In a recent column in the New York Times, Thomas Edsall once again returned to the subject of political polarization, and–as is his typical approach–quoted scholars on the subject. As a former member of that tribe, I will admit that the problem with quoting academics is the occasional impenetrability of the language. (It’s not a problem limited to academia–not long after becoming Executive Director of Indiana’s ACLU, I was counseled by a member of the national staff to stop sounding like an “ACLU lawyer.” Every career has its jargon…)
At any rate, allow me to quote–and then translate–one of the scholars who responded to Edsall:
Interventions to reduce affective polarization will be ineffective if they operate only at the individual, emotional level. Ignoring the role of polarizing politicians and political incentives to instrumentalize affective polarization for political gain will fail to generate change while enhancing cynicism when polite conversations among willing participants do not generate prodemocratic change.

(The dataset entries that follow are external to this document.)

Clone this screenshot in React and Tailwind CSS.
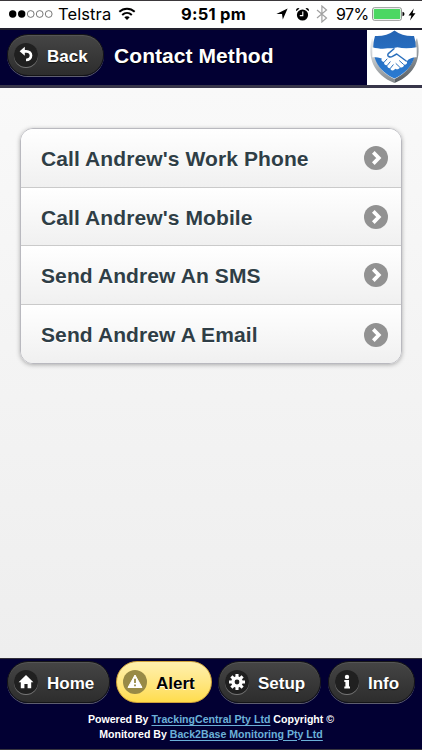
import React from 'react';

const contacts = [
  "Call Andrew's Work Phone",
  "Call Andrew's Mobile",
  'Send Andrew An SMS',
  'Send Andrew A Email',
];

const BackIcon = () => (
  <svg width="24" height="24" viewBox="0 0 24 24" fill="none">
    <path d="M9.5 8.3H12.3C15.2 8.3 17 10.2 17 12.6C17 15.2 15 17 12 17" stroke="#fff" strokeWidth="2.7" />
    <path d="M5.6 8.3L10.8 3.8V12.8Z" fill="#fff" />
  </svg>
);

const HomeIcon = () => (
  <svg width="24" height="24" viewBox="0 0 24 24">
    <path d="M12 5L19.4 12.2H17.2V18.2H13.6V14H10.4V18.2H6.8V12.2H4.6Z" fill="#fff" />
  </svg>
);

const AlertIcon = () => (
  <svg width="24" height="24" viewBox="0 0 24 24">
    <path d="M12 5L19 17.5H5Z" fill="#fff" stroke="#fff" strokeWidth="1" strokeLinejoin="round" />
    <path d="M12 8.8V13M12 14.4V16.2" stroke="#988a46" strokeWidth="1.8" />
  </svg>
);

const GearIcon = () => (
  <svg width="24" height="24" viewBox="0 0 24 24">
    <path
      d="M12 4V20M4 12H20M6.4 6.4L17.6 17.6M17.6 6.4L6.4 17.6"
      stroke="#fff"
      strokeWidth="3.1"
    />
    <circle cx="12" cy="12" r="5.7" fill="#fff" />
    <circle cx="12" cy="12" r="2.4" fill="#202020" />
  </svg>
);

const InfoIcon = () => (
  <svg width="24" height="24" viewBox="0 0 24 24">
    <circle cx="12" cy="6.9" r="2.2" fill="#fff" />
    <path d="M9.3 10H14V16.4H15V18.4H9.3V16.4H10.4V12H9.3Z" fill="#fff" />
  </svg>
);

const ArrowIcon = () => (
  <svg width="24" height="24" viewBox="0 0 24 24">
    <circle cx="12" cy="12" r="12" fill="#929292" />
    <path d="M9.3 6.4L14.8 12L9.3 17.6" fill="none" stroke="#fff" strokeWidth="3.7" />
  </svg>
);

const ShieldLogo = () => (
  <svg width="55" height="54" viewBox="0 0 55 54">
    <defs>
      <linearGradient id="rimLeft" x1="0" y1="0" x2="0" y2="1">
        <stop offset="0" stopColor="#f0f1f2" />
        <stop offset="0.5" stopColor="#c0c4c7" />
        <stop offset="1" stopColor="#83888c" />
      </linearGradient>
      <linearGradient id="rimRight" x1="0" y1="0" x2="0" y2="1">
        <stop offset="0" stopColor="#b3b8bc" />
        <stop offset="0.6" stopColor="#7a8085" />
        <stop offset="1" stopColor="#565c61" />
      </linearGradient>
      <linearGradient id="face" x1="0" y1="0" x2="0" y2="1">
        <stop offset="0" stopColor="#2464b3" />
        <stop offset="1" stopColor="#2a7bd2" />
      </linearGradient>
    </defs>
    <path d="M5 8C0 27 6 44.5 27.5 53V49C11 41 5 27 7 12Z" fill="url(#rimLeft)" />
    <path d="M50 8C55 27 49 44.5 27.5 53V49C44 41 50 27 48 12Z" fill="url(#rimRight)" />
    <path d="M27.5 0.5C33 4.5 40 6.5 47 6L48 10C51 26 45 40.5 27.5 48.5C10 40.5 4 26 7 10L8 6C15 6.5 22 4.5 27.5 0.5Z" fill="url(#face)" />
    <path
      d="M5.3 17.2C11 18.6 16 19.2 20.5 18.3L25.5 18.2L30.5 17.3C36 18.6 43 18.5 49.7 17.2V27.2C46 27 43.5 28 41.5 29.6L39.8 31.2C40.8 33.6 39 35 37 34.6C37 37 35 38 33 37.2C32 39.4 30 39.7 28.5 38.7L26.5 40.3C24.5 41 23 39.6 23.6 38C21.5 38.6 19.8 37 20.4 35.2C18 35.7 16.5 33.8 17.3 32C15 32.2 13.7 30.4 14.8 28.6C12 27.5 8.5 27 5.3 27.2Z"
      fill="#fff"
    />
    <path
      d="M27 18.8L21.3 23.6C19.6 26 22.7 28 25.5 26.4L29.7 24L39.2 31"
      fill="none"
      stroke="#2b70bd"
      strokeWidth="1.5"
      strokeLinecap="round"
      strokeLinejoin="round"
    />
    <path
      d="M17.3 32L20 29M20.4 35.2L23.2 31.8M23.6 38L26.2 34.8M32.5 30.8L36.5 34.4M29 33.6L32.6 37"
      fill="none"
      stroke="#2b70bd"
      strokeWidth="1"
      strokeLinecap="round"
    />
  </svg>
);

const StatusBar = () => (
  <div className="h-7 shrink-0 flex items-center border-t border-[#3b383b] bg-white pl-[9px] pr-[6px] pb-px font-['Inter',sans-serif] text-[16px] text-black">
    <svg width="46" height="10" viewBox="0 0 46 10" className="shrink-0">
      <circle cx="3.7" cy="5" r="3.7" />
      <circle cx="12.7" cy="5" r="3.7" />
      <g fill="none" stroke="#555" strokeWidth="0.8">
        <circle cx="21.7" cy="5" r="3.4" />
        <circle cx="30.7" cy="5" r="3.4" />
        <circle cx="39.7" cy="5" r="3.4" />
      </g>
    </svg>
    <span className="ml-[3px] w-[54px] whitespace-nowrap text-[16.5px] tracking-[0.1px]">Telstra</span>
    <svg width="18" height="14" viewBox="0 0 18 14" className="ml-[6px] shrink-0">
      <g fill="none" stroke="#000" strokeWidth="2">
        <path d="M1.3 4.8C5.7 0.7 12.3 0.7 16.7 4.8" />
        <path d="M4.2 7.9C7 5.3 11 5.3 13.8 7.9" />
      </g>
      <path d="M9 13L6.3 10.3C7.8 8.9 10.2 8.9 11.7 10.3Z" />
    </svg>
    <span className="ml-[45px] w-[68px] whitespace-nowrap text-[16.5px] font-bold tracking-[0.25px]">9:51 pm</span>
    <div className="ml-auto flex items-center">
      <svg width="12" height="12" viewBox="0 0 12 12">
        <path d="M11.6 0.4L6.8 11.6L6 6H0.4Z" />
      </svg>
      <svg width="15" height="15" viewBox="0 0 15 15" className="ml-[7px]">
        <circle cx="7.5" cy="8" r="5.6" />
        <path d="M1.3 4.2A2.2 2.2 0 0 1 4.5 1.4ZM13.7 4.2A2.2 2.2 0 0 0 10.5 1.4Z" />
        <path d="M7.8 4.5V8.6H4.8" fill="none" stroke="#fff" strokeWidth="1.1" />
      </svg>
      <svg width="12" height="18" viewBox="0 0 12 18" className="ml-[6px]">
        <path d="M1 5L10.5 13L5.9 17V1L10.5 5L1 13" fill="none" stroke="#a1a1a1" strokeWidth="1.2" />
      </svg>
      <span className="ml-[8px] w-[32px] whitespace-nowrap tracking-[-0.6px]">97%</span>
      <svg width="33" height="14" viewBox="0 0 33 14" className="ml-[4px]">
        <rect x="0.5" y="0.7" width="29" height="12.6" rx="2" fill="#fff" stroke="#777" strokeWidth="0.8" />
        <rect x="1.7" y="1.9" width="26.6" height="10.2" rx="0.8" fill="#4cd763" />
        <path d="M30.5 4.8Q32.5 5 32.5 7T30.5 9.2Z" />
      </svg>
      <svg width="8" height="13" viewBox="0 0 8 13" className="ml-[3px]">
        <path d="M5.8 0.5L0.5 7.4H3.4L2 12.5L7.5 5.2H4.6Z" />
      </svg>
    </div>
  </div>
);

const Button = ({ icon, label, className, active }) => (
  <button
    className={`flex h-[42px] shrink-0 items-center rounded-full border pl-[6px] text-[17px] font-bold ${
      active
        ? 'border-[#cfa23a] bg-linear-to-b from-[#fff0ad] to-[#ffdd4b] text-black [text-shadow:0_1px_0_#fff]'
        : 'border-[#141417] bg-linear-to-b from-[#454545] to-[#2d2d2d] text-white shadow-[0_1px_0_#5e5e70,inset_0_1px_0_#555] [text-shadow:0_1px_1px_#111]'
    } ${className}`}
  >
    <span
      className={`flex size-6 shrink-0 items-center justify-center rounded-full ${
        active ? 'bg-[#988a46]' : 'bg-[#202020] shadow-[0_1px_0_#777]'
      }`}
    >
      {icon}
    </span>
    <span className="ml-[9px] pt-[3px]">{label}</span>
  </button>
);

const App = () => {
  return (
    <div className="flex h-[750px] w-[422px] flex-col overflow-hidden bg-[#f1f1f1] font-['Liberation_Sans',Arial,sans-serif]">
      <StatusBar />

      <header className="flex h-[60px] shrink-0 items-start justify-between border-t-2 border-b-[3px] border-t-[#22212e] border-b-[#38364a] bg-[#020033] pl-[7px]">
        <div className="flex items-center pt-1">
          <Button icon={<BackIcon />} label="Back" className="w-[97px]" />
          <h1 className="ml-[10px] whitespace-nowrap pt-[2px] text-[21px] font-bold tracking-[0.07px] text-white [text-shadow:0_1px_1px_#000]">Contact Method</h1>
        </div>
        <div className="h-[55px] w-[55px] overflow-hidden bg-white">
          <ShieldLogo />
        </div>
      </header>

      <main className="flex-1 bg-linear-to-b from-[#f9f9f9] to-[#eeeeee] px-5 pt-10">
        <ul className="overflow-hidden rounded-[13px] border border-[#b9b9bf] shadow-[0_1px_4px_#aaa]">
          {contacts.map((contact) => (
            <li
              key={contact}
              className="flex h-[58.6px] items-center justify-between border-b border-[#cacaca] bg-linear-to-b from-white to-[#f0f0f0] pr-[13px] pl-5 pt-px last:border-b-0"
            >
              <span className="whitespace-nowrap pt-px text-[21px] font-bold tracking-[0.1px] text-[#2f3e46] [text-shadow:0_1px_0_#fff]">{contact}</span>
              <ArrowIcon />
            </li>
          ))}
        </ul>
      </main>

      <footer className="h-[92px] shrink-0 border-t border-b border-t-[#302e38] border-b-[#38363f] bg-[#020033] pt-[2px]">
        <nav className="flex pl-[7px]">
          <Button icon={<HomeIcon />} label="Home" className="w-[103px]" />
          <Button icon={<AlertIcon />} label="Alert" className="ml-[6px] w-[96px]" active />
          <Button icon={<GearIcon />} label="Setup" className="ml-[6px] w-[103px]" />
          <Button icon={<InfoIcon />} label="Info" className="ml-[7px] w-[87px]" />
        </nav>
        <div className="mt-[9px] text-center text-[10.6px] leading-[14.5px] font-bold text-white">
          <p>
            Powered By <a className="text-[#6bb0d8] underline underline-offset-2">TrackingCentral Pty Ltd</a> Copyright ©
          </p>
          <p>
            Monitored By <a className="text-[#6bb0d8] underline underline-offset-2">Back2Base Monitoring Pty Ltd</a>
          </p>
        </div>
      </footer>
    </div>
  );
};

export default App;
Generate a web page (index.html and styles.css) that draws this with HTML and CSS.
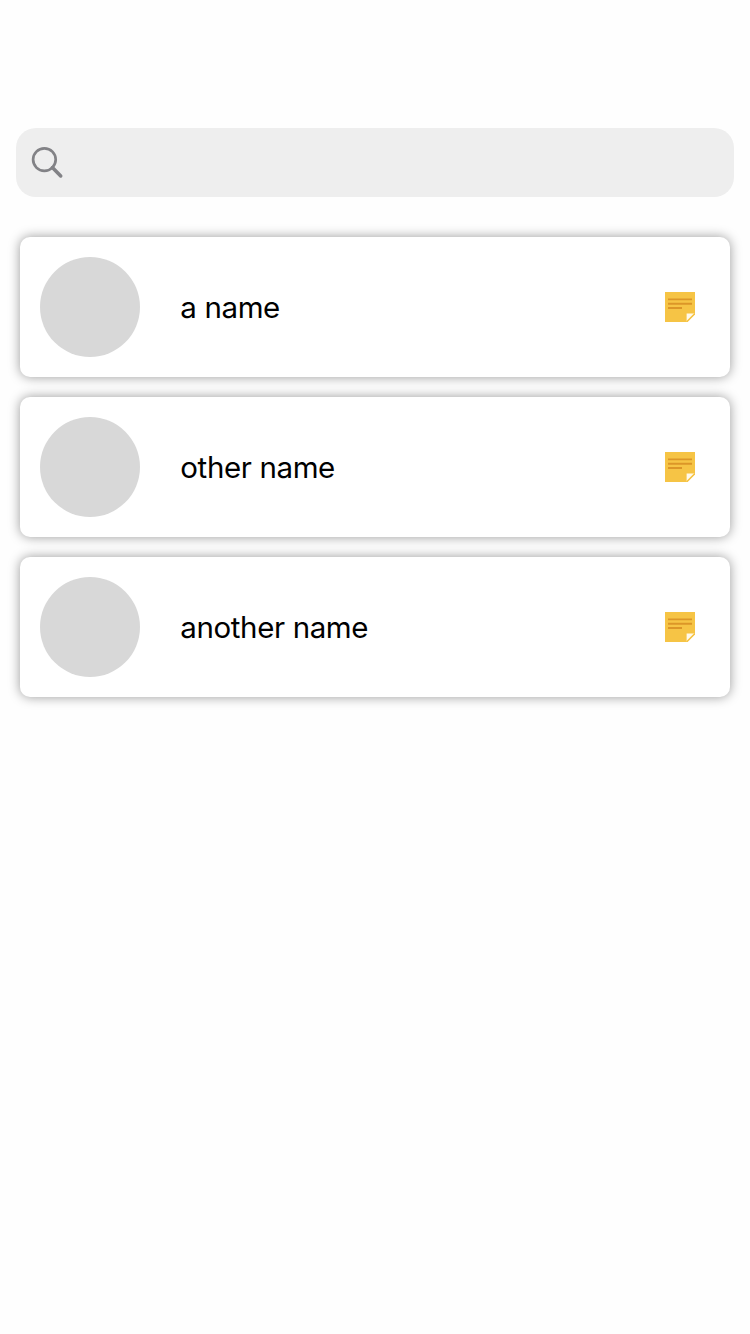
FILE: index.html
```html
<!DOCTYPE html>
<html lang="en">
<head>
<meta charset="utf-8">
<title>Contacts</title>
<link rel="stylesheet" href="styles.css">
</head>
<body>
<main class="screen">
  <div class="search" role="search">
    <svg class="search-icon" viewBox="0 0 34 34" fill="none" stroke="#828286">
      <circle cx="14.4" cy="14.6" r="11.3" stroke-width="2.7"/>
      <path d="M22.4 22.6L30.7 30.9" stroke-width="3.6" stroke-linecap="round"/>
    </svg>
  </div>
  <ul class="list">
    <li class="card">
      <span class="avatar"></span>
      <span class="name">a name</span>
      <svg class="note" viewBox="0 0 30 30"><path d="M0 0H30V22.3L22.3 30H0Z" fill="#f6c445"/><path d="M21.6 21.6H29.6L21.6 29.6Z" fill="#fffaec"/><path d="M29.7 21.8L21.8 29.7" stroke="#f6c445" stroke-width="1.5"/><path d="M3 7.4H27M3 11.8H27M3 16H17" stroke="#dc9628" stroke-width="1.9"/></svg>
    </li>
    <li class="card">
      <span class="avatar"></span>
      <span class="name">other name</span>
      <svg class="note" viewBox="0 0 30 30"><path d="M0 0H30V22.3L22.3 30H0Z" fill="#f6c445"/><path d="M21.6 21.6H29.6L21.6 29.6Z" fill="#fffaec"/><path d="M29.7 21.8L21.8 29.7" stroke="#f6c445" stroke-width="1.5"/><path d="M3 7.4H27M3 11.8H27M3 16H17" stroke="#dc9628" stroke-width="1.9"/></svg>
    </li>
    <li class="card">
      <span class="avatar"></span>
      <span class="name">another name</span>
      <svg class="note" viewBox="0 0 30 30"><path d="M0 0H30V22.3L22.3 30H0Z" fill="#f6c445"/><path d="M21.6 21.6H29.6L21.6 29.6Z" fill="#fffaec"/><path d="M29.7 21.8L21.8 29.7" stroke="#f6c445" stroke-width="1.5"/><path d="M3 7.4H27M3 11.8H27M3 16H17" stroke="#dc9628" stroke-width="1.9"/></svg>
    </li>
  </ul>
</main>
</body>
</html>
```
FILE: styles.css
```css
body {
  margin: 0;
  background: #fefefe;
  color: #000;
  font-family: Inter, "Liberation Sans", sans-serif;
}
.screen {
  box-sizing: border-box;
  min-height: 1334px;
  padding: 128px 16px 0;
}
.search {
  display: flex;
  align-items: center;
  box-sizing: border-box;
  height: 69px;
  padding: 0 14px 2px;
  border-radius: 20px;
  background: #eee;
}
.search-icon {
  width: 34px;
  height: 34px;
}
.list {
  display: flex;
  flex-direction: column;
  gap: 20px;
  margin: 40px 4px 0;
  padding: 0;
  list-style: none;
}
.card {
  display: flex;
  align-items: center;
  box-sizing: border-box;
  height: 140px;
  padding: 20px 35px 20px 20px;
  border-radius: 10px;
  background: #fff;
  box-shadow: 0 0 12px rgba(0, 0, 0, 0.4);
}
.avatar {
  width: 100px;
  height: 100px;
  border-radius: 50%;
  background: #d8d8d8;
}
.name {
  flex: 1;
  padding: 0 0 0 40.3px;
  font-size: 29.5px;
  line-height: 36px;
  letter-spacing: -0.38px;
}
.note {
  width: 30px;
  height: 30px;
}
```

In other words, polarization isn’t just a matter of individual hostility for those on the other “team.” Political leadership bears considerable responsibility for MAGA resistance to democratic norms. The polarization reflected in our everyday conversations is cultivated by political “culture warriors” like Georgia’s Marjorie Taylor Green and her Indiana clone, Jim Banks. As a different scholar (one evidently more comfortable with normal English usage) put it:
I don’t think any bottom-up intervention is going to solve a problem that is structural. You could reduce misperceptions for a day or two, or put diverse groups together for an hour, but these people will be polarized again as soon as they are exposed once more to campaign rhetoric.
A recent study evidently found that widespread popular opposition to anti-democratic policies is insufficient to prevent their adoption. That research found that what the scholars called “backsliding behavior by elites” occurred irrespective of a lack of public approval or support; and that much of the problem is rooted in the fact that “Americans, despite their distaste for norm violations, continue to elect representatives whose policies and actions threaten democracy.”
In other words–and this will most definitely not come as a shock to any citizen who’s been paying even the slightest attention–virtually all of the current dysfunctions of governance are caused by the various doofuses we’re electing. (I cannot restrain myself from reminding you, dear readers, that it is frequently thanks to gerrymandering that we are electing these performative, anti-democratic culture warriors.)
As another scholar opined,
Whatever techniques might exist to reduce citizen animosity must be accompanied by efforts to reduce hostility among elected officials. It doesn’t matter if we can make someone more positive toward the other party if that effect is quickly undone by watching cable news, reading social media, or otherwise listening to divisive political elites.
In other words–as several of the researchers contacted by Edsall confirmed– positive effects of efforts to intervene and ameliorate polarization “are almost immediately nullified by the hostile rhetoric in contemporary politics.”
A professor of psychological science at the University of California-Irvine attributed the persistence of polarization to what he dubbed a “moralized political environment,” and that phrase resonated with me. I am hardly the only person to see today’s political disputes as evidence that contemporary political combat takes place between partisans who hold significantly different values.
As Edsall noted,
The issues dividing the parties have changed. When the two parties fought over size of government, taxes, social welfare programs, it was possible for partisans to imagine a compromise that is more or less acceptable even if not ideal. Compromise on issues like abortion, gender roles, L.G.B.T.Q.+ rights, the role of religion is much more difficult. So losing feels like more of a threat to people’s values.
From my vantage point, we have moved from good faith arguments about the proper approach to various issues–the “how”–to arguments about “whether.” Rather than debating, say, the best way to feed poor children, we confront self-identified “pro life” politicians who simply oppose spending any tax dollars on food for poor children. Rather than debates about America’s global role and the least dangerous way to approach Putin’s ambitions in Ukraine, political figures like Braun and Banks vote–as conservative George Will wrote–“to assure Vladimir Putin’s attempt to erase a European nation.” Etcetera.
We aren’t having “political” arguments. We are having deeply moral ones.
Survey research confirms that a majority of the American public is on the right side of those moral debates–but that obsolete political structures allow MAGA Republicans–a statistical minority– to ignore We the People.
Political structures empowering ideological minorities are the reason we can’t just “make nice” and “all get along.”